14. Section 482 of the new Code entitles this Court to exercise its inherent power to prevent abuse of the process of any Court or otherwise to secure the ends of justice. The scope of Section 482 of the Code of Criminal Procedure and extent of power thereunder came up for consideration before the Supreme Court in a number of cases and recently in the case of State of Karnataka v. L. Muniswamy reported in : 1977CriLJ1125 , Chandrachud, J. speaking for the Court observed:

In the exercise of this wholesome power, the High Court is entitled to quash a proceeding if it comes to the conclusion that allowing the proceeding to continue would be an abuse of the process of the Court or that the ends of justice require that the proceeding ought to be quashed. The saving of the High Court's inherent powers, both in civil and criminal matters is designed to achieve a salutary public purpose which is that a court proceeding ought not to be permitted to degenerate into a weapon of harassment or persecution. In a criminal case, the veiled object behind a lame prosecution, the very nature of the material on which the structure of the prosecution rests and the like would justify the High Court in quashing the proceeding in the interest of justice. The ends of justice are higher than the ends of mere law though justice has got to be administered according to laws made by the legislature. The compelling necessity for making these observations is that without a proper realisation of the object and purpose of the provision which seeks to save the inherent powers of the High Court to do justice between the State and its subjects it would be impossible to appreciate the width and contours of that salient jurisdiction.

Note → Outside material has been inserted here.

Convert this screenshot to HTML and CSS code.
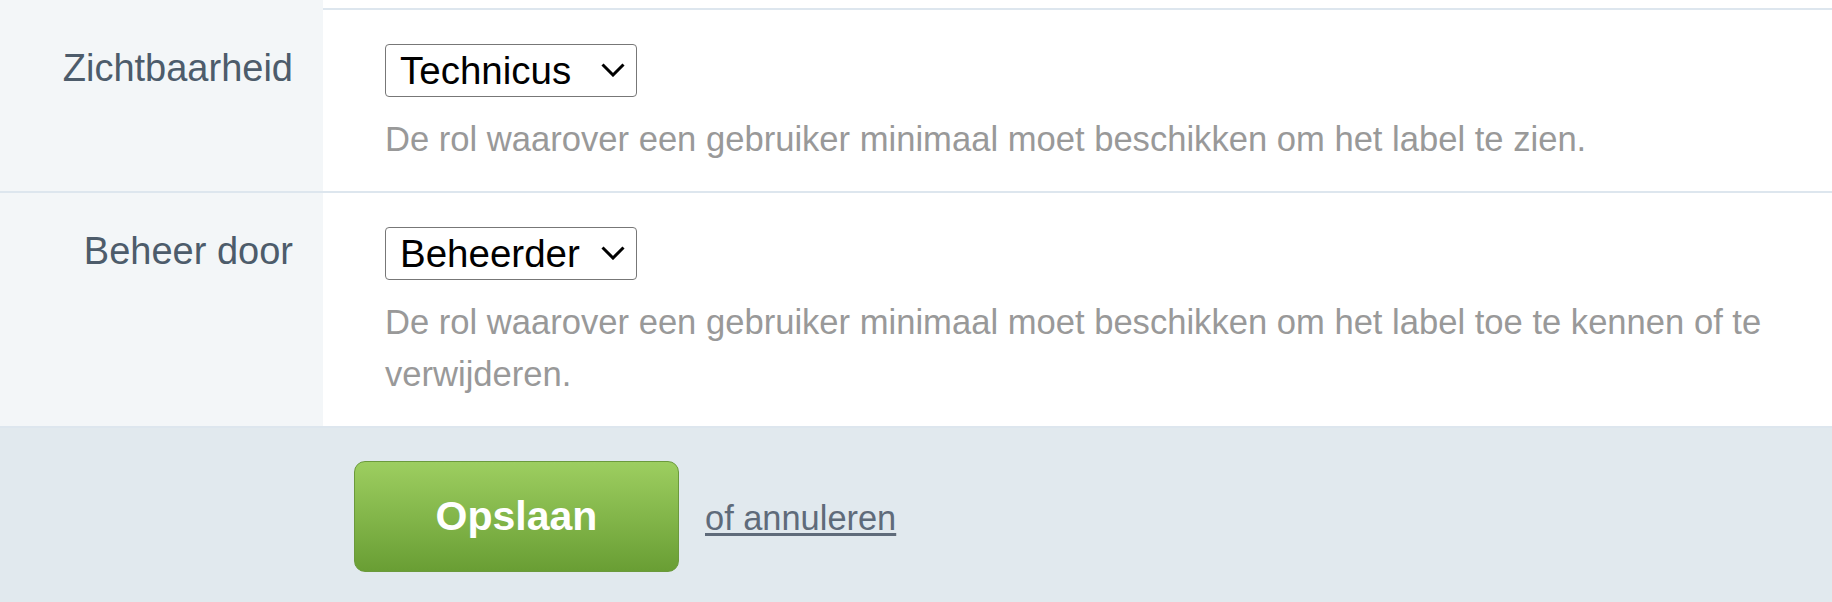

Then again in the same judgment His Lordship further held:

Considerations justifying the exercise of inherent powers for securing the ends of justice naturally vary from case to case and a jurisdiction as wholesome as the one conferred by Section 482 ought not to be encased within the strait-jacket of a rigid formula.

15. In the instant case, as I have already pointed out except a general allegation there is no other material against the accused persons. Then again the complaint was filed after more than two years from the date of the alleged incident. It is of course true that the complainant has given an explanation for this unusual delay and it will not be proper for me at this stage to decide whether such explanation of delay is reasonable or not. But the uncontroverted fact is, that even after such a long period no specific allegation has been made against the individual accused. On the contrary six accused persons including two ladies are being made accused for operation of a valve key, which operation could be done by a pair of hands only, and I cannot think of any conceivable way of participation of six accused persons in such an operation. Normally this Court is reluctant to interfere with the ordinary course of law and substitute its own judgment on the judgment of the Magistrate which has found prima facie case against the accused. But as I am satisfied that no prima facie case has been made out specifically against any of the accused and continuance of the proceeding of the instant case would amount to unnecessary harassment of the accused petitioners, I think it is the duty of this Court to interfere Under Section 482 of the Code of Criminal Procedure to put an end to this abuse directing the quashing of the prosecution in respect of the offence Under Section 430 of the Indian Penal Code, and I direct accordingly,

16. In the result, the Rule is made absolute and the entire proceeding of case No. C/348 of 1975 pending against the petitioners in the court of the Judicial Magistrate, Sealdah is hereby quashed. The accused petitioners who are on bail are discharged from their respective bail bonds.